With all of these other dreams, Cara’s number one was to get to lead a group of people to success together, a team that worked together like clockwork to get the job done and to feel that sense of accomplishment. Art was what started driving her, and she insisted on doing at least some of the work herself at all times, to make sure that she could contribute too.
So here it is, the world’s longest obituary, because this woman lived the world’s fullest life. She was an amazing mother, always at every major event in her children’s lives, from pre-school graduation all the way through college graduation. Every play, every sports event, saw her there cheering her kids on. Her kids knew to their bones how much she loved them, and Noah knew to his bones how much she loved him too. She was just full of love, and it poured out of her like water. She put it into her art, into her work, into her family and into her friends.

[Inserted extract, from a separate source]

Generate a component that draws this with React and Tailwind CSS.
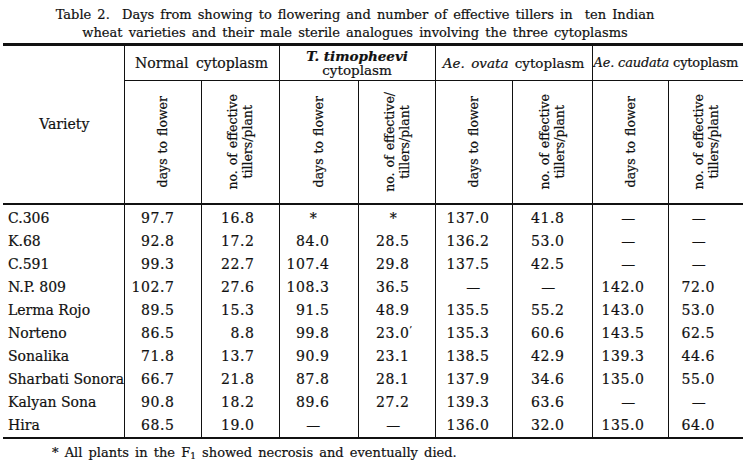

Cara would never call herself a teacher, because she claimed she couldn’t stand in front of a class without her legs becoming jelly. But she taught, alright. There are so many people she’s mentored over the years to successful lives. She always loved the idea of Robin Williams in Dead Poet’s Society, of the teacher who could change lives. Cara did, she just didn’t know it.
This one time, she took a class on how to learn people’s names. Cara could strike up a conversation with a complete stranger while waiting in line at the grocery store, but remembering her neighbor’s name was something that just eluded her. After that she never forgot a name, and more importantly, she never forgot a person who belonged to it. She could give you a smile of encouragement and on your worst day, you’d temporarily forget the bad.
Cara always wanted to be known as a good person, someone you could rely on. She’d help you move, heck she’d pick up your dry cleaning if you were desperate. Cara was the type of woman who would drop everything to go to a funeral of someone she didn’t know, only to support the someone that she did who had lost a loved one.
Cara never stopped writing, designing, or creating new things. And she never stopped loving everyone to pieces.